As health professionals, chiropractors often know so much about a subject that it can be hard to decide what information patients need. Distilling the information down to the most important details and providing that to the patient in a way they can understand is critical to retaining clients. People skills, not technical skills, are unfortunately the most neglected part of many chiropractic practices.
What to Cover
There are five main things people want to know when they go to the chiropractor:
- What is going on
- Can it be fixed
- How did it happen
- How to prevent worsening of symptoms
- How to improve the situation
All of these are important to cover. While impatient clients may only want you to fix it, understanding what’s going on and how it happened allows them to better understand why you recommend certain procedures and how those might help. Offering back decompression exercises in a vacuum without explaining what they are or how they’ll help isn’t likely to net great success, patient happiness, or compliance.
It’s particularly important that your clients understand how they might be making the problem worse. Treatment won’t work (or will work very slowly) if the client continues to perform the activities that caused the problem. It’s essential to express the importance of patience now so that the issue resolves itself as quickly as possible.
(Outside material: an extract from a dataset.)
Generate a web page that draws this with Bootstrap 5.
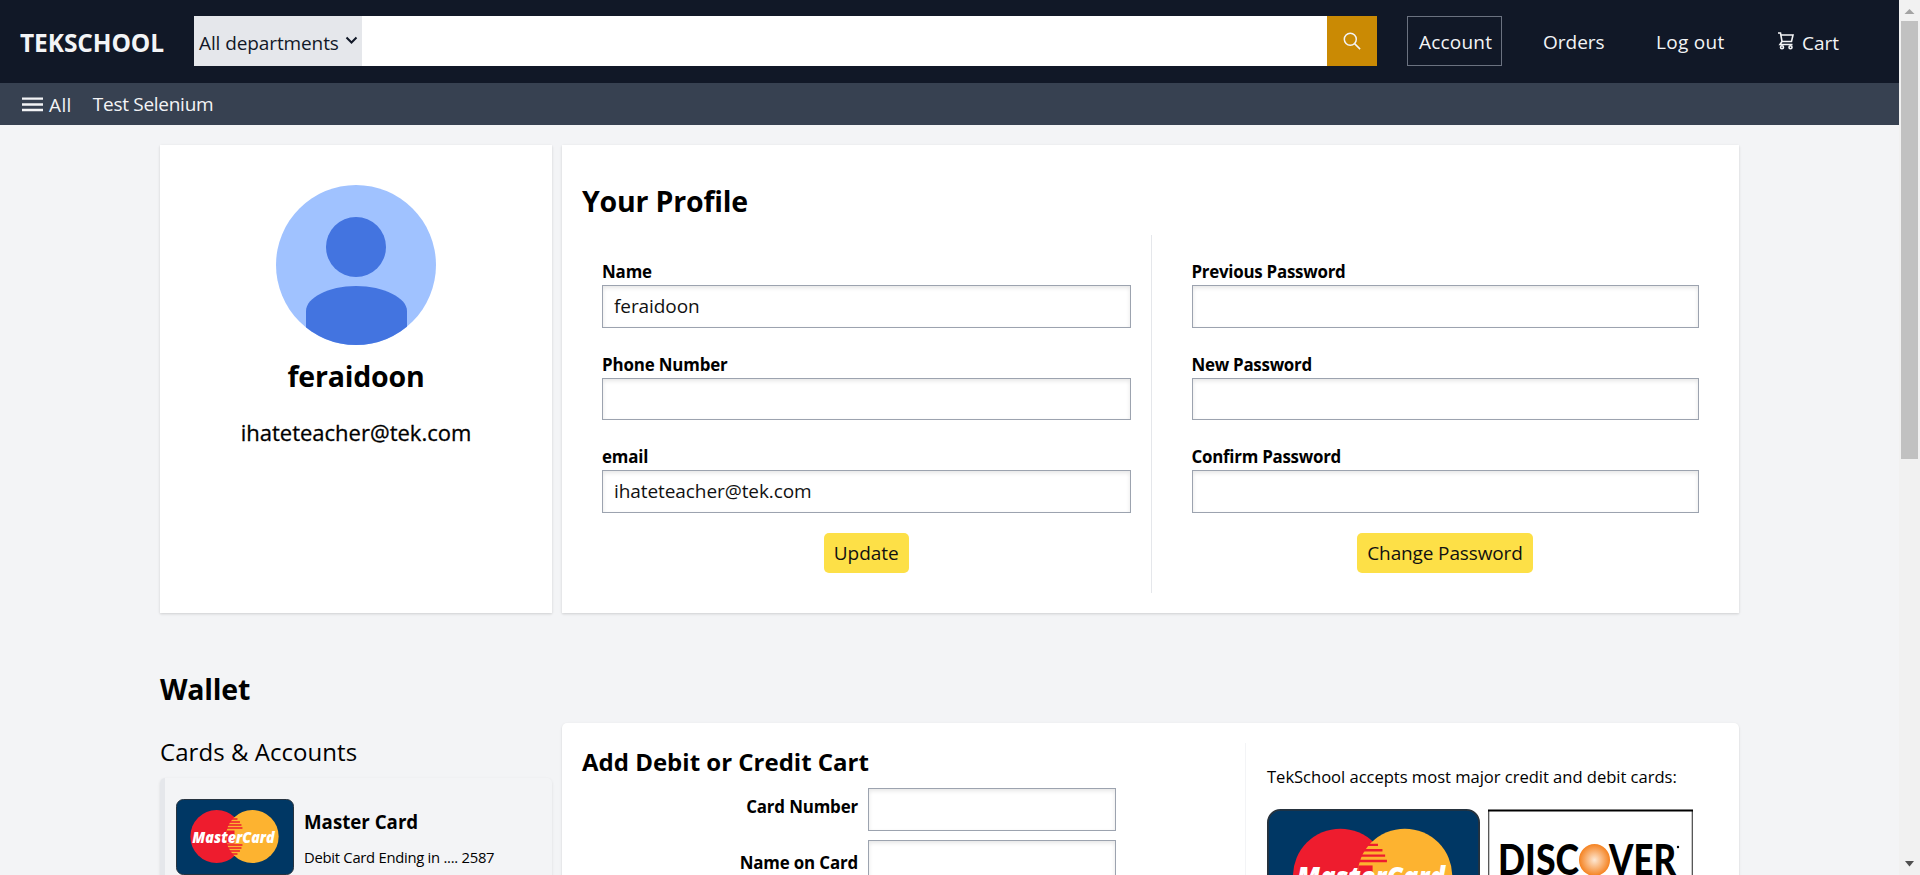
<!DOCTYPE html>
<html lang="en">
<head>
<meta charset="utf-8">
<title>TEKSCHOOL</title>
<link href="https://cdn.jsdelivr.net/npm/bootstrap@5.3.0/dist/css/bootstrap.min.css" rel="stylesheet">
<style>
html,body{height:875px;overflow:hidden}
body{font-family:"Open Sans","Noto Sans",sans-serif;font-size:19px;line-height:24px;color:#000;background:#f3f4f6}
.page{width:1899px;height:875px}
.topbar{height:83px;background:#111827;color:#f3f4f6;padding:16px 0 17px 20px}
.brand{width:174px;font-size:24.5px;font-weight:700;line-height:53px;letter-spacing:-.1px}
.dept{width:168px;background:#e5e7eb;color:#111827;padding:3px 0 0 5px;line-height:50px;letter-spacing:-.1px}
.dept svg{margin:-4px 0 0 6px}
.query{width:965px;height:50px;border:0;border-radius:0}
.go{width:50px;height:50px;background:#ca8a04;border-radius:0;padding:0}
.account{width:95px;height:50px;border:1px solid #6b7280;padding-left:11px;line-height:50px;margin-left:30px;letter-spacing:.2px}
.toplink{line-height:52px}
.orders{width:113px;margin-left:41px}
.logout{width:122px;letter-spacing:.3px}
.cart svg{margin-top:-1px}
.subbar{height:42px;background:#374151;color:#f3f4f6;padding-left:22px}
.all-link{margin:1px 0 0 6px;letter-spacing:.4px}
.sel-link{margin:-1px 0 0 21px;letter-spacing:-.28px}
.content{padding:20px 160px 0}
.cols{gap:10px}
.profile-row{height:468px}
.panel{background:#fff;box-shadow:0 1px 3px rgba(0,0,0,.1),0 1px 2px rgba(0,0,0,.06)}
.side{width:392px}
.wide{width:1177px}
.avatar-panel{padding-top:40px}
.profile-panel{padding:36px 0 0 20px}
.h-lg{font-size:28.5px;line-height:40px;font-weight:700;margin:0;letter-spacing:-.2px}
.h-md{font-size:24px;line-height:34px;margin:0;letter-spacing:.05px}
.user-name{margin-top:11px}
.mail{font-size:22px;line-height:30px;margin-top:21px;-webkit-text-stroke:.3px #000}
.forms{height:358px;margin-top:14px}
.lbl{font-size:16.9px;line-height:24px;font-weight:700;margin-bottom:1px;display:block;letter-spacing:-.15px}
.txt{height:42.5px;border:1px solid #9ca3af;border-radius:0;padding:0 11px;font-size:19px;color:#111;background:#fff;box-shadow:inset 0 2px 4px rgba(0,0,0,.1);letter-spacing:-.08px}
.field{margin-bottom:25px}
.field:last-of-type{margin-bottom:20px}
.btn-y{background:#fde047;height:40px;border-radius:5px;padding:1px 10px 0;font-size:19px;line-height:39px;border:0;color:#111}
.left-form{width:569.5px;border-right:1px solid #e5e7eb;padding:25px 20px 0}
.right-form{width:587px;padding:25px 40px 0}
.right-form .lbl{letter-spacing:-.25px}
.right-form .btn-y{letter-spacing:-.13px}
.wallet{margin-top:56px}
.wallet-row{margin-top:14px}
.cards-col{padding-top:12px}
.saved{height:140px;margin-top:9px;border-left:5px solid #e5e7eb;border-radius:5px;padding:21px 0 0 11px;box-shadow:0 1px 3px rgba(0,0,0,.1)}
.saved-text{margin:9px 0 0 10px}
.saved-name{line-height:28px;font-size:18.7px}
.saved-kind{font-size:14.8px;line-height:24px;margin-top:9px;letter-spacing:-.27px}
.addcard{border-radius:5px;height:240px;padding:20px 0 0 20px}
.card-form{width:663px}
.card-title{font-weight:700;padding-top:2px;height:45px;letter-spacing:0}
.pair{width:534px}
.pair .txt{width:248px}
.pair .lbl{margin:7px 10px 0 0}
.pair + .pair{margin-top:9.5px}
.pair + .pair .lbl{margin-top:11px}
.accepted{border-left:1px solid #f3f4f6;padding:22px 0 0 21px}
.accepted-note{font-size:16.6px;line-height:24px;letter-spacing:-.04px}
.brands{margin-top:20px;gap:8px}
.scroller{width:21px;height:875px;background:#f1f1f1}
.thumb{width:17px;height:438px;background:#c1c1c1}
</style>
</head>
<body class="d-flex">
<svg width="0" height="0" class="position-absolute"><defs>
<symbol id="mc" viewBox="0 0 119 77" preserveAspectRatio="none">
<rect x="0.5" y="0.5" width="118" height="75" rx="7" fill="#003764" stroke="#26323d"/>
<circle cx="41" cy="37.500" r="26.500" fill="#ee1c2e"/><circle cx="77" cy="37.500" r="26.500" fill="#fdb330"/>
<path d="M56 20h6M53.500 23h11M52 26h14M51 29h16M51 46h16M52 49h14M53.500 52h11M56 55h6" stroke="#ee1c2e" stroke-width="1.300"/>
<path d="M51 31.500h8v13h-8z" fill="#ee1c2e"/>
<text x="16.500" y="43.700" font-family="Open Sans" font-weight="800" font-style="italic" font-size="15.500" textLength="83" lengthAdjust="spacingAndGlyphs" fill="#fff">MasterCard</text>
</symbol></defs></svg>
<div class="page overflow-hidden flex-shrink-0">
 <header class="topbar d-flex">
  <div class="brand">TEKSCHOOL</div>
  <div class="dept d-flex align-items-center">All departments<svg width="13" height="9" viewBox="0 0 13 9"><path d="M1.500 1.500l5 5 5-5" fill="none" stroke="#111827" stroke-width="2"/></svg></div>
  <input class="query" type="text" aria-label="Search">
  <button class="btn go d-flex align-items-center justify-content-center" aria-label="Go"><svg width="18" height="18" viewBox="0 0 18 18" fill="none" stroke="#f3f4f6" stroke-width="1.500"><circle cx="7.300" cy="7.300" r="6"/><path d="M11.600 11.600l5.500 5.500"/></svg></button>
  <div class="account">Account</div>
  <div class="toplink orders">Orders</div>
  <div class="toplink logout">Log out</div>
  <div class="toplink cart d-flex align-items-center"><svg width="16" height="18" viewBox="0 0 16 18" fill="none" stroke="#f3f4f6" stroke-width="1.600"><path d="M0 1H2.500L4 9.500H13.500L15 3H3M4 9.500L2 12.500H14.500"/><circle cx="4" cy="15.300" r="1.500"/><circle cx="12.500" cy="15.300" r="1.500"/></svg><span class="ms-2 pt-1">Cart</span></div>
 </header>
 <nav class="subbar d-flex align-items-center"><svg width="21" height="15" viewBox="0 0 21 15" stroke="#f3f4f6" stroke-width="2.300"><path d="M0 1.700h21M0 7.500h21M0 13h21"/></svg><span class="all-link">All</span><span class="sel-link">Test Selenium</span></nav>
 <main class="content">
  <div class="d-flex cols profile-row">
   <section class="panel side avatar-panel text-center">
    <svg class="d-block mx-auto" width="160" height="160" viewBox="0 0 160 160"><clipPath id="c"><circle cx="80" cy="80" r="80"/></clipPath><g clip-path="url(#c)"><rect width="160" height="160" fill="#a0c2ff"/><circle cx="80" cy="62" r="30" fill="#4374e0"/><path d="M30 160V126C30 113 52 101 80 101s51 12 51 25v34z" fill="#4374e0"/></g></svg>
    <h1 class="h-lg user-name">feraidoon</h1>
    <p class="mail">ihateteacher@tek.com</p>
   </section>
   <section class="panel wide profile-panel">
    <h2 class="h-lg">Your Profile</h2>
    <div class="forms d-flex">
     <form class="left-form">
      <div class="field"><label class="lbl" for="n">Name</label><input id="n" class="form-control txt" value="feraidoon"></div>
      <div class="field"><label class="lbl" for="p">Phone Number</label><input id="p" class="form-control txt"></div>
      <div class="field"><label class="lbl" for="e">email</label><input id="e" class="form-control txt" value="ihateteacher@tek.com"></div>
      <button type="button" class="btn btn-y d-block mx-auto">Update</button>
     </form>
     <form class="right-form">
      <div class="field"><label class="lbl" for="pp">Previous Password</label><input id="pp" class="form-control txt" type="password"></div>
      <div class="field"><label class="lbl" for="np">New Password</label><input id="np" class="form-control txt" type="password"></div>
      <div class="field"><label class="lbl" for="cp">Confirm Password</label><input id="cp" class="form-control txt" type="password"></div>
      <button type="button" class="btn btn-y d-block mx-auto">Change Password</button>
     </form>
    </div>
   </section>
  </div>
  <h2 class="h-lg wallet">Wallet</h2>
  <div class="d-flex cols wallet-row">
   <section class="side cards-col">
    <h3 class="h-md fw-normal">Cards &amp; Accounts</h3>
    <div class="saved d-flex"><svg width="118" height="77" class="flex-shrink-0"><use href="#mc"/></svg>
     <div class="saved-text"><div class="saved-name fw-bold">Master Card</div><div class="saved-kind">Debit Card Ending in .... 2587</div></div></div>
   </section>
   <section class="panel wide addcard d-flex">
    <div class="card-form">
     <h3 class="h-md card-title">Add Debit or Credit Cart</h3>
     <div class="pair d-flex justify-content-end"><label class="lbl" for="cn">Card Number</label><input id="cn" class="form-control txt"></div>
     <div class="pair d-flex justify-content-end"><label class="lbl" for="nc">Name on Card</label><input id="nc" class="form-control txt"></div>
    </div>
    <div class="accepted">
     <div class="accepted-note">TekSchool accepts most major credit and debit cards:</div>
     <div class="d-flex brands"><svg width="213" height="138"><use href="#mc"/></svg>
      <svg width="205" height="138" viewBox="0 0 205 138"><rect x=".75" y="1.500" width="203.500" height="135" fill="#fff" stroke="#222"/><path d="M0 1.500h205" stroke="#000" stroke-width="2"/><radialGradient id="g"><stop stop-color="#fde8d4"/><stop offset="1" stop-color="#f58220"/></radialGradient><g font-family="Lato" font-weight="900" font-size="42"><text x="10" y="66" textLength="81" lengthAdjust="spacingAndGlyphs">DISC</text><text x="121" y="66" textLength="67" lengthAdjust="spacingAndGlyphs">VER</text></g><ellipse cx="106.500" cy="51" rx="15.500" ry="16" fill="url(#g)"/><circle cx="190" cy="38" r="1.200"/></svg></div>
    </div>
   </section>
  </div>
 </main>
</div>
<div class="scroller d-flex flex-column align-items-center flex-shrink-0">
 <svg width="21" height="21"><path d="M5.500 14h10l-5-5z" fill="#a3a3a3"/></svg><div class="thumb"></div>
 <svg class="mt-auto" width="21" height="21"><path d="M6 7h9l-4.500 5.500z" fill="#505050"/></svg>
</div>
<script src="https://cdn.jsdelivr.net/npm/bootstrap@5.3.0/dist/js/bootstrap.bundle.min.js"></script>
</body>
</html>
Use Active Listening Skills
A competent explanation of the facts phrased in a way that clients can understand is a chiropractor’s best tool. However, in order to figure out whether the client has understood you, employ some active listening skills. Provide plenty of opportunities for your clients to ask questions throughout the visit, not just at the end. Repeating or rephrasing the questions posed will ensure that both sides understand what’s being asked, which will get the patients the answer they need.
Using jargon is a balancing act. Clients may expect their doctor to use the proper terminology when describing their issues, but they probably won’t understand those terms. Keep the explanation concise and tailor the conversation to your client. You might think about how you’d explain an issue to another adult you know who’s not in the medical field who you respect. That will avoid the excessive use of confusing terminology while also avoiding being patronizing.
Clients already assume chiropractors are technically competent. This means that most of how they decide which chiropractor they go to depends on their interaction with the doctor. You can make your services more appealing by understanding what to talk about and how to talk about it.